Direction: Give every entry again, unchanged, and leave its images out.
* * *
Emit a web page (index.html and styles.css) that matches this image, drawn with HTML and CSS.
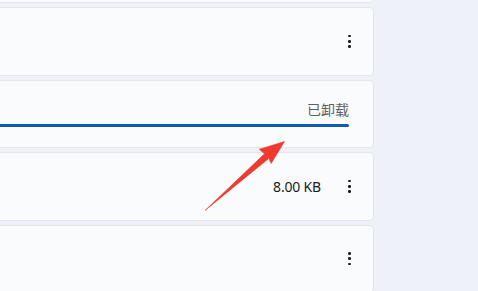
FILE: index.html
```html
<!DOCTYPE html>
<html lang="zh-CN">
<head>
<meta charset="utf-8">
<link rel="stylesheet" href="styles.css">
</head>
<body>
<div class="list">
  <div class="card">
    <div class="spacer"></div>
    <div class="more"><span></span><span></span><span></span></div>
  </div>
  <div class="card">
    <div class="spacer"></div>
    <div class="more"><span></span><span></span><span></span></div>
  </div>
  <div class="card card-progress">
    <div class="status">已卸载</div>
    <div class="bar"></div>
  </div>
  <div class="card">
    <div class="spacer"></div>
    <div class="size">8.00 KB</div>
    <div class="more"><span></span><span></span><span></span></div>
  </div>
  <div class="card">
    <div class="spacer"></div>
    <div class="more"><span></span><span></span><span></span></div>
  </div>
</div>
<svg class="arrow" width="478" height="291" viewBox="0 0 478 291">
  <polygon points="205,210.5 264.5,153.8 259.3,149.3 284.5,141.5 271.2,163.5 268.8,158.4" fill="#ef3a31" stroke="#ef3a31" stroke-width="0.6" stroke-linejoin="round"/>
</svg>
</body>
</html>
```
FILE: styles.css
```css
html, body {
  margin: 0;
  padding: 0;
}
body {
  width: 478px;
  height: 291px;
  overflow: hidden;
  background: #eef1f8;
  font-family: "Noto Sans", "Noto Sans CJK SC", sans-serif;
  position: relative;
}
.list {
  width: 374px;
  margin-top: -65.5px;
  display: flex;
  flex-direction: column;
  gap: 4px;
}
.card {
  height: 68.5px;
  box-sizing: border-box;
  background: #fafbfd;
  border: 1px solid #e3e5ea;
  border-left: none;
  border-radius: 0 5px 5px 0;
  display: flex;
  align-items: center;
  padding-right: 22.5px;
}
.spacer {
  flex: 1;
}
.more {
  width: 2.6px;
  display: flex;
  flex-direction: column;
  gap: 2.6px;
}
.more span {
  width: 2.6px;
  height: 2.6px;
  border-radius: 50%;
  background: #1b1b1b;
}
.size {
  font-size: 14px;
  color: #1c1c1c;
  margin-right: 27px;
  letter-spacing: -0.2px;
}
.card-progress {
  flex-direction: column;
  align-items: stretch;
  padding-right: 24px;
  padding-top: 20px;
}
.status {
  align-self: flex-end;
  font-family: "Noto Sans CJK SC", sans-serif;
  font-size: 14px;
  line-height: 17px;
  color: #606060;
}
.bar {
  margin-top: 6.5px;
  height: 3px;
  background: #0f5cb4;
  border-radius: 0 2px 2px 0;
}
.arrow {
  position: absolute;
  left: 0;
  top: 0;
  pointer-events: none;
}
```
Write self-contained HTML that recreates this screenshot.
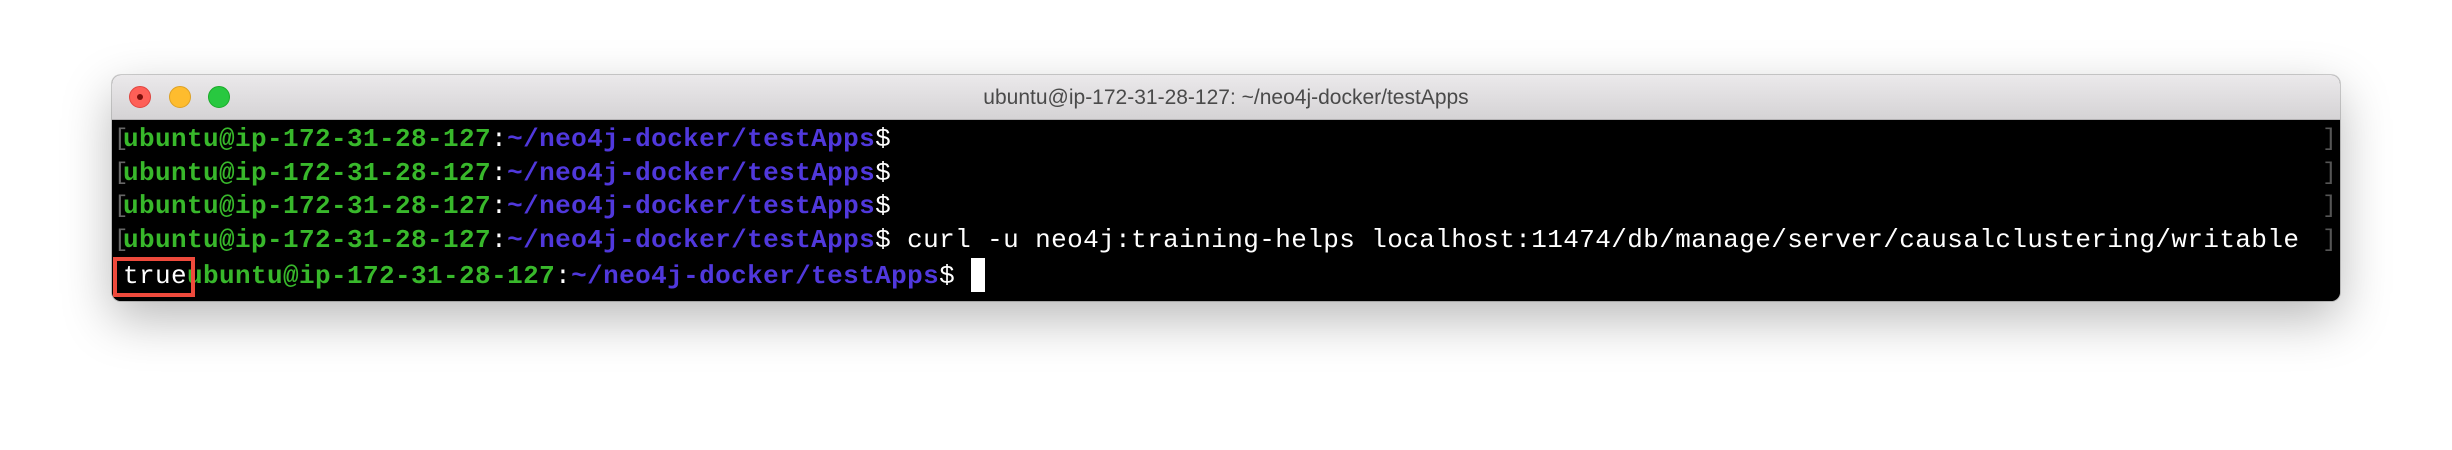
<!DOCTYPE html>
<html><head><meta charset="utf-8"><style>
html,body{margin:0;padding:0;background:#fff;width:2452px;height:450px;overflow:hidden}
.win{position:absolute;left:112px;top:75px;width:2228px;height:226px;border-radius:9px;overflow:hidden;box-shadow:0 18px 50px rgba(0,0,0,0.28),0 0 0 1px rgba(0,0,0,0.18);background:#000}
.tb{position:absolute;left:0;top:0;right:0;height:44px;background:linear-gradient(#ebe9eb,#d5d3d5);border-bottom:1px solid #b4b2b4;font-family:"Liberation Sans",sans-serif;font-size:21px;color:#4a4a4a;text-align:center;line-height:45px}
.dot{position:absolute;top:11px;width:22px;height:22px;border-radius:50%}
.term{position:absolute;left:0;top:45px;right:0;bottom:0;background:#000;font-family:"Liberation Mono",monospace;font-size:26px;letter-spacing:0.4px;line-height:33.7px;font-weight:bold;padding-top:3px;color:#fff}
.l{position:relative;height:33.7px;padding-left:11px;white-space:pre}
.g{color:#38b82b}.p{color:#5038dc}.w{color:#fff;font-weight:normal}
.br{position:absolute;left:2px;top:0;color:#666;font-weight:normal;font-size:24px}
.rb{position:absolute;right:3px;top:0;color:#555;font-weight:normal;font-size:24px}
</style></head><body>
<div class="win">
<div class="tb">ubuntu@ip-172-31-28-127: ~/neo4j-docker/testApps
<div class="dot" style="left:17px;background:#fe5f57;border:1px solid #e0443e;box-sizing:border-box"><div style="position:absolute;left:7px;top:7px;width:6px;height:6px;border-radius:50%;background:#7a0f0b"></div></div>
<div class="dot" style="left:57px;background:#febc2e;border:1px solid #dea123;box-sizing:border-box"></div>
<div class="dot" style="left:96px;background:#28c840;border:1px solid #1aab29;box-sizing:border-box"></div>
</div>
<div class="term"><div class="l"><span class="br">[</span><span class="g">ubuntu@ip-172-31-28-127</span><span class="w">:</span><span class="p">~/neo4j-docker/testApps</span><span class="w">$</span><span class="rb">]</span></div><div class="l"><span class="br">[</span><span class="g">ubuntu@ip-172-31-28-127</span><span class="w">:</span><span class="p">~/neo4j-docker/testApps</span><span class="w">$</span><span class="rb">]</span></div><div class="l"><span class="br">[</span><span class="g">ubuntu@ip-172-31-28-127</span><span class="w">:</span><span class="p">~/neo4j-docker/testApps</span><span class="w">$</span><span class="rb">]</span></div><div class="l"><span class="br">[</span><span class="g">ubuntu@ip-172-31-28-127</span><span class="w">:</span><span class="p">~/neo4j-docker/testApps</span><span class="w">$ curl -u neo4j:training-helps localhost:11474/db/manage/server/causalclustering/writable</span><span class="rb">]</span></div><div class="l"><span class="w">true</span><span class="g">ubuntu@ip-172-31-28-127</span><span class="w">:</span><span class="p">~/neo4j-docker/testApps</span><span class="w">$ </span><span style="display:inline-block;width:14px;height:34px;background:#fff;vertical-align:-9px"></span><div style="position:absolute;left:1px;top:-1px;width:82px;height:40px;border:4px solid #ee4a3c;box-sizing:border-box"></div></div></div>
</div>
</body></html>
* * *
Output of the task:
Emit a web page (index.html and styles.css) that matches this image, drawn with HTML and CSS.
FILE: index.html
```html
<!DOCTYPE html>
<html lang="zh-CN">
<head>
<meta charset="utf-8">
<link rel="stylesheet" href="styles.css">
</head>
<body>
<div class="list">
  <div class="card">
    <div class="spacer"></div>
    <div class="more"><span></span><span></span><span></span></div>
  </div>
  <div class="card">
    <div class="spacer"></div>
    <div class="more"><span></span><span></span><span></span></div>
  </div>
  <div class="card card-progress">
    <div class="status">已卸载</div>
    <div class="bar"></div>
  </div>
  <div class="card">
    <div class="spacer"></div>
    <div class="size">8.00 KB</div>
    <div class="more"><span></span><span></span><span></span></div>
  </div>
  <div class="card">
    <div class="spacer"></div>
    <div class="more"><span></span><span></span><span></span></div>
  </div>
</div>
<svg class="arrow" width="478" height="291" viewBox="0 0 478 291">
  <polygon points="205,210.5 264.5,153.8 259.3,149.3 284.5,141.5 271.2,163.5 268.8,158.4" fill="#ef3a31" stroke="#ef3a31" stroke-width="0.6" stroke-linejoin="round"/>
</svg>
</body>
</html>
```
FILE: styles.css
```css
html, body {
  margin: 0;
  padding: 0;
}
body {
  width: 478px;
  height: 291px;
  overflow: hidden;
  background: #eef1f8;
  font-family: "Noto Sans", "Noto Sans CJK SC", sans-serif;
  position: relative;
}
.list {
  width: 374px;
  margin-top: -65.5px;
  display: flex;
  flex-direction: column;
  gap: 4px;
}
.card {
  height: 68.5px;
  box-sizing: border-box;
  background: #fafbfd;
  border: 1px solid #e3e5ea;
  border-left: none;
  border-radius: 0 5px 5px 0;
  display: flex;
  align-items: center;
  padding-right: 22.5px;
}
.spacer {
  flex: 1;
}
.more {
  width: 2.6px;
  display: flex;
  flex-direction: column;
  gap: 2.6px;
}
.more span {
  width: 2.6px;
  height: 2.6px;
  border-radius: 50%;
  background: #1b1b1b;
}
.size {
  font-size: 14px;
  color: #1c1c1c;
  margin-right: 27px;
  letter-spacing: -0.2px;
}
.card-progress {
  flex-direction: column;
  align-items: stretch;
  padding-right: 24px;
  padding-top: 20px;
}
.status {
  align-self: flex-end;
  font-family: "Noto Sans CJK SC", sans-serif;
  font-size: 14px;
  line-height: 17px;
  color: #606060;
}
.bar {
  margin-top: 6.5px;
  height: 3px;
  background: #0f5cb4;
  border-radius: 0 2px 2px 0;
}
.arrow {
  position: absolute;
  left: 0;
  top: 0;
  pointer-events: none;
}
```
Write self-contained HTML that recreates this screenshot.
<!DOCTYPE html>
<html><head><meta charset="utf-8"><style>
html,body{margin:0;padding:0;background:#fff;width:2452px;height:450px;overflow:hidden}
.win{position:absolute;left:112px;top:75px;width:2228px;height:226px;border-radius:9px;overflow:hidden;box-shadow:0 18px 50px rgba(0,0,0,0.28),0 0 0 1px rgba(0,0,0,0.18);background:#000}
.tb{position:absolute;left:0;top:0;right:0;height:44px;background:linear-gradient(#ebe9eb,#d5d3d5);border-bottom:1px solid #b4b2b4;font-family:"Liberation Sans",sans-serif;font-size:21px;color:#4a4a4a;text-align:center;line-height:45px}
.dot{position:absolute;top:11px;width:22px;height:22px;border-radius:50%}
.term{position:absolute;left:0;top:45px;right:0;bottom:0;background:#000;font-family:"Liberation Mono",monospace;font-size:26px;letter-spacing:0.4px;line-height:33.7px;font-weight:bold;padding-top:3px;color:#fff}
.l{position:relative;height:33.7px;padding-left:11px;white-space:pre}
.g{color:#38b82b}.p{color:#5038dc}.w{color:#fff;font-weight:normal}
.br{position:absolute;left:2px;top:0;color:#666;font-weight:normal;font-size:24px}
.rb{position:absolute;right:3px;top:0;color:#555;font-weight:normal;font-size:24px}
</style></head><body>
<div class="win">
<div class="tb">ubuntu@ip-172-31-28-127: ~/neo4j-docker/testApps
<div class="dot" style="left:17px;background:#fe5f57;border:1px solid #e0443e;box-sizing:border-box"><div style="position:absolute;left:7px;top:7px;width:6px;height:6px;border-radius:50%;background:#7a0f0b"></div></div>
<div class="dot" style="left:57px;background:#febc2e;border:1px solid #dea123;box-sizing:border-box"></div>
<div class="dot" style="left:96px;background:#28c840;border:1px solid #1aab29;box-sizing:border-box"></div>
</div>
<div class="term"><div class="l"><span class="br">[</span><span class="g">ubuntu@ip-172-31-28-127</span><span class="w">:</span><span class="p">~/neo4j-docker/testApps</span><span class="w">$</span><span class="rb">]</span></div><div class="l"><span class="br">[</span><span class="g">ubuntu@ip-172-31-28-127</span><span class="w">:</span><span class="p">~/neo4j-docker/testApps</span><span class="w">$</span><span class="rb">]</span></div><div class="l"><span class="br">[</span><span class="g">ubuntu@ip-172-31-28-127</span><span class="w">:</span><span class="p">~/neo4j-docker/testApps</span><span class="w">$</span><span class="rb">]</span></div><div class="l"><span class="br">[</span><span class="g">ubuntu@ip-172-31-28-127</span><span class="w">:</span><span class="p">~/neo4j-docker/testApps</span><span class="w">$ curl -u neo4j:training-helps localhost:11474/db/manage/server/causalclustering/writable</span><span class="rb">]</span></div><div class="l"><span class="w">true</span><span class="g">ubuntu@ip-172-31-28-127</span><span class="w">:</span><span class="p">~/neo4j-docker/testApps</span><span class="w">$ </span><span style="display:inline-block;width:14px;height:34px;background:#fff;vertical-align:-9px"></span><div style="position:absolute;left:1px;top:-1px;width:82px;height:40px;border:4px solid #ee4a3c;box-sizing:border-box"></div></div></div>
</div>
</body></html>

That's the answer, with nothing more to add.